The left wing was located in the immediate area of the main wreckage. Fire and impact related damage was noted along the full span of the wing. The fuel tank was bulged and split. The fuel cap was in place and secure. The aileron and flap remained attached to the wing and thermal related damage was noted to both. The aileron control cable was continuous to the aileron control chain. The landing gear was broken and separated at the strut.
The right wing was located in the immediate area of the main wreckage. Fire and impact related damage was noted along the full span of the wing. The fuel tank was bulged and split. The fuel cap was in place and secure. The aileron and flap remained attached to the wing and thermal related damage was noted to both. The aileron control cable was continuous to the aileron control chain. The landing gear remained attached and fire damage was noted to the assembly.
The empennage was intact with fire and impact damage noted. The assembly separated from the fuselage just forward of the vertical stabilizer.

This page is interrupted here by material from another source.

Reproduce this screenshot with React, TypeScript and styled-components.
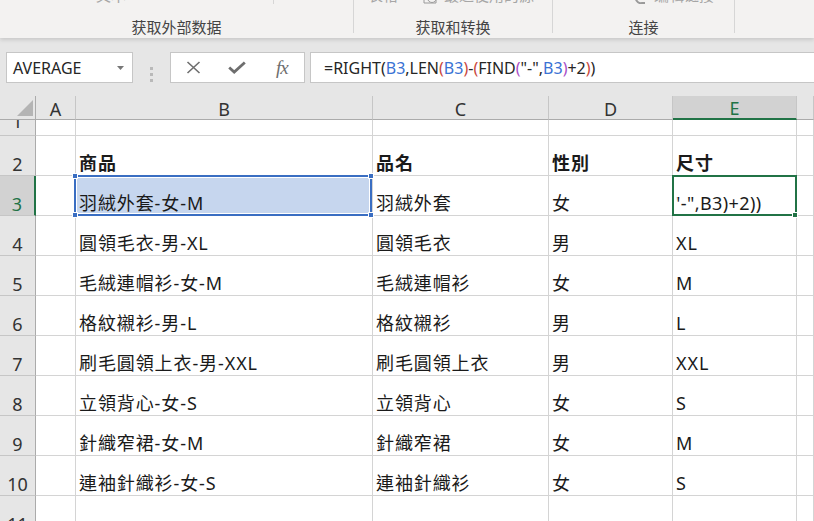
import React from 'react';
import styled, { createGlobalStyle } from 'styled-components';

const GREEN = '#217346';
const GRID = '#d4d4d4';
const HEAD_BG = '#e6e6e6';
const HEAD_ACTIVE = '#d2d2d2';

const GlobalStyle = createGlobalStyle`
  html, body {
    margin: 0;
    padding: 0;
    background: #fff;
    overflow: hidden;
  }
  * {
    box-sizing: border-box;
  }
`;

const Window = styled.div`
  width: 814px;
  height: 521px;
  overflow: hidden;
  display: flex;
  flex-direction: column;
  background: ${HEAD_BG};
`;

/* ---------- ribbon (scrolled so only the group captions show) ---------- */

const Ribbon = styled.div`
  flex: none;
  height: 38px;
  display: flex;
  align-items: flex-start;
  background: #f3f2f1;
  box-shadow: 0 2px 4px rgba(0, 0, 0, 0.13);
  position: relative;
  z-index: 1;
`;

const RibbonGroup = styled.div<{ $width?: number }>`
  flex: ${({ $width }) => ($width ? 'none' : '1')};
  width: ${({ $width }) => ($width ? `${$width}px` : 'auto')};
  height: 38px;
  display: flex;
  flex-direction: column;
`;

const RibbonDivider = styled.div`
  flex: none;
  width: 1px;
  height: 33px;
  background: #d6d6d6;
`;

const GroupBody = styled.div<{ $pad: number }>`
  height: 5px;
  overflow: hidden;
  display: flex;
  align-items: flex-end;
  padding-left: ${({ $pad }) => $pad}px;
`;

const CutLabel = styled.span<{ $ml?: number }>`
  flex: none;
  margin-left: ${({ $ml }) => $ml ?? 0}px;
  font: 15px/20px 'Noto Sans CJK SC', sans-serif;
  color: #a6a6a6;
  white-space: nowrap;
`;

const CutIcon = styled.svg<{ $ml?: number }>`
  flex: none;
  margin-left: ${({ $ml }) => $ml ?? 0}px;
  margin-bottom: 1px;
`;

const InnerDivider = styled.div<{ $ml: number }>`
  flex: none;
  align-self: flex-start;
  margin-left: ${({ $ml }) => $ml}px;
  width: 1px;
  height: 4px;
  background: #d6d6d6;
`;

const GroupLabel = styled.div`
  flex: 1;
  display: flex;
  align-items: flex-end;
  justify-content: center;
  padding-bottom: 1px;
  font: 15px/20px 'Noto Sans CJK SC', sans-serif;
  color: #444;
`;

/* ---------- formula bar ---------- */

const FormulaBar = styled.div`
  flex: none;
  height: 58px;
  display: flex;
  align-items: flex-start;
  padding: 14px 0 0 6px;
  background: ${HEAD_BG};
`;

const NameBox = styled.div`
  flex: none;
  width: 127px;
  height: 31px;
  display: flex;
  align-items: center;
  padding: 0 8px 0 6px;
  background: #fff;
  border: 1px solid #c6c6c6;
  font: 16px 'Noto Sans', sans-serif;
  color: #262626;
`;

const Caret = styled.svg`
  margin-left: auto;
`;

const Grip = styled.div`
  flex: none;
  align-self: center;
  margin: 0 17px;
  display: flex;
  flex-direction: column;
  gap: 3px;

  & span {
    width: 3px;
    height: 3px;
    background: #b9b9b9;
  }
`;

const ButtonBox = styled.div`
  flex: none;
  width: 135px;
  height: 31px;
  display: flex;
  background: #fff;
  border: 1px solid #c6c6c6;
`;

const BarButton = styled.div`
  flex: 1;
  display: flex;
  align-items: center;
  justify-content: center;
  color: #6e6e6e;
`;

const Fx = styled.span`
  font: italic 19px/20px 'Liberation Serif', serif;
  color: #6e6e6e;
  letter-spacing: -1px;
`;

const FormulaInput = styled.div`
  flex: 1;
  margin-left: 5px;
  height: 31px;
  display: flex;
  align-items: center;
  padding-left: 13px;
  background: #fff;
  border: 1px solid #c6c6c6;
  border-right: none;
  font: 16px 'Noto Sans', sans-serif;
  color: #262626;
  white-space: nowrap;
`;

const Tok = styled.span<{ $c?: string }>`
  color: ${({ $c }) => $c ?? 'inherit'};
`;

/* ---------- sheet ---------- */

const Sheet = styled.div`
  flex: 1;
  overflow: hidden;
  display: grid;
  grid-template-columns: 36px 40px 297px 176px 124px 124px 1fr;
  grid-template-rows: 24px 16px repeat(10, 40px);
  background: #fff;
`;

const Corner = styled.div`
  display: flex;
  align-items: flex-end;
  justify-content: flex-end;
  padding: 0 2px 3px 0;
  background: ${HEAD_BG};
  border-right: 1px solid #ababab;
  border-bottom: 1px solid #ababab;
`;

const ColHeader = styled.div<{ $active?: boolean }>`
  display: flex;
  align-items: flex-end;
  justify-content: center;
  background: ${({ $active }) => ($active ? HEAD_ACTIVE : HEAD_BG)};
  border-right: 1px solid #c6c6c6;
  border-bottom: ${({ $active }) =>
    $active ? `2px solid ${GREEN}` : '1px solid #ababab'};
  font: 18px/20px 'Noto Sans', sans-serif;
  color: ${({ $active }) => ($active ? GREEN : '#333')};
`;

const RowHeader = styled.div<{ $active?: boolean; $short?: boolean }>`
  display: flex;
  align-items: flex-end;
  justify-content: center;
  overflow: hidden;
  padding-bottom: ${({ $short }) => ($short ? 3 : 0)}px;
  background: ${({ $active }) => ($active ? HEAD_ACTIVE : HEAD_BG)};
  border-right: ${({ $active }) =>
    $active ? `2px solid ${GREEN}` : '1px solid #ababab'};
  border-bottom: 1px solid #c6c6c6;
  font: 18px/22px 'Noto Sans', sans-serif;
  color: ${({ $active }) => ($active ? GREEN : '#333')};
`;

const Cell = styled.div<{ $bold?: boolean; $ref?: boolean }>`
  position: relative;
  display: flex;
  align-items: flex-end;
  padding-left: 3px;
  min-width: 0;
  background: ${({ $ref }) => ($ref ? '#c6d6ee' : '#fff')};
  border-right: 1px solid ${GRID};
  border-bottom: 1px solid ${GRID};
  font: ${({ $bold }) => ($bold ? 700 : 400)} 18px/24px 'Noto Sans',
    'Noto Sans CJK TC', sans-serif;
  letter-spacing: 0.9px;
  color: #1a1a1a;
  white-space: nowrap;
`;

const RefFrame = styled.div`
  position: absolute;
  left: -2px;
  top: -1px;
  right: 0;
  bottom: -1px;
  border: 2px solid #3a6ec2;
  box-shadow: inset 0 0 0 1px #fff;
  z-index: 2;
  pointer-events: none;
`;

const Handle = styled.span<{ $x: 'left' | 'right'; $y: 'top' | 'bottom' }>`
  position: absolute;
  ${({ $x }) => ($x === 'left' ? 'left: -4px;' : 'right: -4px;')}
  ${({ $y }) => ($y === 'top' ? 'top: -4px;' : 'bottom: -4px;')}
  width: 6px;
  height: 6px;
  background: #3a6ec2;
  border: 1px solid #fff;
`;

const ActiveFrame = styled.div`
  position: absolute;
  left: -1px;
  top: -1px;
  right: -1px;
  bottom: -1px;
  border: 2px solid ${GREEN};
  z-index: 2;
  pointer-events: none;
`;

const FillHandle = styled.span`
  position: absolute;
  right: -3px;
  bottom: -4px;
  width: 6px;
  height: 6px;
  background: ${GREEN};
  border: 1px solid #fff;
`;

const Editor = styled.div`
  width: 100%;
  overflow: hidden;
  padding-left: 1px;
  font-family: 'Noto Sans', sans-serif;
  letter-spacing: 0.4px;
`;

const EditText = styled.span`
  display: inline-block;
  margin-left: -4px;
`;

const table: { n: number; cells: string[] }[] = [
  { n: 2, cells: ['商品', '品名', '性別', '尺寸'] },
  { n: 3, cells: ['羽絨外套-女-M', '羽絨外套', '女', ''] },
  { n: 4, cells: ['圓領毛衣-男-XL', '圓領毛衣', '男', 'XL'] },
  { n: 5, cells: ['毛絨連帽衫-女-M', '毛絨連帽衫', '女', 'M'] },
  { n: 6, cells: ['格紋襯衫-男-L', '格紋襯衫', '男', 'L'] },
  { n: 7, cells: ['刷毛圓領上衣-男-XXL', '刷毛圓領上衣', '男', 'XXL'] },
  { n: 8, cells: ['立領背心-女-S', '立領背心', '女', 'S'] },
  { n: 9, cells: ['針織窄裙-女-M', '針織窄裙', '女', 'M'] },
  { n: 10, cells: ['連袖針織衫-女-S', '連袖針織衫', '女', 'S'] },
];

const REF = '#3a72d4';
const P2 = '#c9473d';
const P3 = '#a94dc6';

const formula: [string, string?][] = [
  ['=RIGHT('],
  ['B3', REF],
  [',LEN'],
  ['(', P2],
  ['B3', REF],
  [')', P2],
  ['-'],
  ['(', P2],
  ['FIND'],
  ['(', P3],
  ['"-",'],
  ['B3', REF],
  [')', P3],
  ['+2'],
  [')', P2],
  [')'],
];

const columns = ['A', 'B', 'C', 'D', 'E', ''];

export default function App() {
  return (
    <>
      <GlobalStyle />
      <Window>
        <Ribbon>
          <RibbonGroup $width={353}>
            <GroupBody $pad={96}>
              <CutLabel>文本</CutLabel>
              <InnerDivider $ml={147} />
            </GroupBody>
            <GroupLabel>获取外部数据</GroupLabel>
          </RibbonGroup>
          <RibbonDivider />
          <RibbonGroup $width={198}>
            <GroupBody $pad={14}>
              <CutLabel>表格</CutLabel>
              <CutIcon $ml={24} width="18" height="18" viewBox="0 0 18 18">
                <path d="M2 1h8l4 4v12H2z" fill="none" stroke="#9a9a9a" />
                <circle cx="10" cy="12" r="4.5" fill="#f3f2f1" stroke="#9a9a9a" />
                <path d="M10 9.5V12h2" fill="none" stroke="#9a9a9a" />
              </CutIcon>
              <CutLabel $ml={4}>最近使用的源</CutLabel>
            </GroupBody>
            <GroupLabel>获取和转换</GroupLabel>
          </RibbonGroup>
          <RibbonDivider />
          <RibbonGroup $width={181}>
            <GroupBody $pad={81}>
              <CutIcon width="17" height="18" viewBox="0 0 17 18">
                <path
                  d="M3 9a5 5 0 0 0 5 8h3M14 9a5 5 0 0 0-5-8H6"
                  fill="none"
                  stroke="#9a9a9a"
                  strokeWidth="2"
                />
              </CutIcon>
              <CutLabel $ml={3}>编辑链接</CutLabel>
            </GroupBody>
            <GroupLabel>连接</GroupLabel>
          </RibbonGroup>
          <RibbonDivider />
          <RibbonGroup />
        </Ribbon>

        <FormulaBar>
          <NameBox>
            AVERAGE
            <Caret width="7" height="4" viewBox="0 0 7 4">
              <path d="M0 0h7L3.5 4z" fill="#777" />
            </Caret>
          </NameBox>
          <Grip>
            <span />
            <span />
            <span />
          </Grip>
          <ButtonBox>
            <BarButton>
              <svg width="15" height="13" viewBox="0 0 15 13">
                <path
                  d="M1.5 1L13.5 12M13.5 1L1.5 12"
                  stroke="#6e6e6e"
                  strokeWidth="1.6"
                />
              </svg>
            </BarButton>
            <BarButton>
              <svg width="18" height="13" viewBox="0 0 18 13">
                <path
                  d="M1.2 6.5L6.2 11L16.8 1.5"
                  fill="none"
                  stroke="#6e6e6e"
                  strokeWidth="2.8"
                />
              </svg>
            </BarButton>
            <BarButton>
              <Fx>fx</Fx>
            </BarButton>
          </ButtonBox>
          <FormulaInput>
            {formula.map(([t, c], i) => (
              <Tok key={i} $c={c}>
                {t}
              </Tok>
            ))}
          </FormulaInput>
        </FormulaBar>

        <Sheet>
          {/* Column headers */}
          <Corner>
            <svg width="16" height="16" viewBox="0 0 16 16">
              <path d="M16 0v16H0z" fill="#b4b4b4" />
            </svg>
          </Corner>
          {columns.map((c) => (
            <ColHeader key={c || 'F'} $active={c === 'E'}>
              {c}
            </ColHeader>
          ))}

          {/* Row 1, mostly scrolled away */}
          <RowHeader $short>1</RowHeader>
          {columns.map((c) => (
            <Cell key={`1${c}`} />
          ))}

          {table.map((row) => (
            <React.Fragment key={row.n}>
              <RowHeader $active={row.n === 3}>{row.n}</RowHeader>
              <Cell />
              {row.cells.map((text, i) => {
                if (row.n === 3 && i === 0) {
                  return (
                    <Cell key={i} $ref>
                      {text}
                      <RefFrame>
                        <Handle $x="left" $y="top" />
                        <Handle $x="right" $y="top" />
                        <Handle $x="left" $y="bottom" />
                        <Handle $x="right" $y="bottom" />
                      </RefFrame>
                    </Cell>
                  );
                }
                if (row.n === 3 && i === 3) {
                  return (
                    <Cell key={i}>
                      <Editor>
                        <EditText>"-",B3)+2))</EditText>
                      </Editor>
                      <ActiveFrame>
                        <FillHandle />
                      </ActiveFrame>
                    </Cell>
                  );
                }
                return (
                  <Cell key={i} $bold={row.n === 2}>
                    {text}
                  </Cell>
                );
              })}
              <Cell />
            </React.Fragment>
          ))}

          <RowHeader>11</RowHeader>
          {columns.map((c) => (
            <Cell key={`11${c}`} />
          ))}
        </Sheet>
      </Window>
    </>
  );
}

The rudder and stabilator were in place, attached to their respective hinge points, and both were observed to move freely. The stabilator balance weight was in place and both control cables were secure and continuous to the cockpit. The rudder cables were in place and continuous to the cockpit. The stabilator pitch trim drum was fire damaged and partially separated from the fuselage. About 10 of the inner shaft threads were exposed on the upper side of the drum. According to a representative from the manufacturer, this is consistent with a setting of approximately 50 percent or 6-degrees, of the available 12-degrees of nose up trim.
MEDICAL AND PATHOLOGICAL INFORMATION
An autopsy was performed on the pilot on August 25, as authorized by the Apache County Medical Examiner's Office. The postmortem report attributed the cause of death to "multiple injuries due to blunt force trauma."
The FAA's Civil Aerospace Medical Institute performed forensics toxicology testing on specimens from the pilot and no drugs of abuse were detected.
Onsite engine examination
Rocker arm, valve train, and accessory gear continuity was established by rotating the engine's crankshaft by hand. The four engine cylinders developed pressure and suction when the crankshaft was manually rotated. Internal examination of the cylinder bores, utilizing a lighted bore scope, revealed no evidence of foreign debris or mechanical deformation. Oil was present in the engine when it was partially disassembled. The oil filter media was charred but no metallic debris was noted. No metallic debris was found in the oil suction screen. Fire and impact damage was noted to both magnetos (both were found separated from the engine assembly) and associated ignition harness. The carburetor remained attached to the oil sump. The mixture control was fractured. The throttle control remained attached and sustained impact and thermal related damaged. The carburetor fuel inlet screen was removed and no debris was noted.
The propeller remained attached to the crankshaft flange. Both propeller blades exhibited "S" type bending, twisting and leading edge gouges. The outboard 5-6 inches (tip) of propeller blade "A" was separated and found in the main wreckage burn area.
Examination of the airframe, engine and propeller assembly revealed no evidence of a preimpact failure or anomaly.
A majority of the combustible materials associated with the airplane and its contents was consumed by postcrash fire. A comprehensive weight and balance for the airplane was not obtained.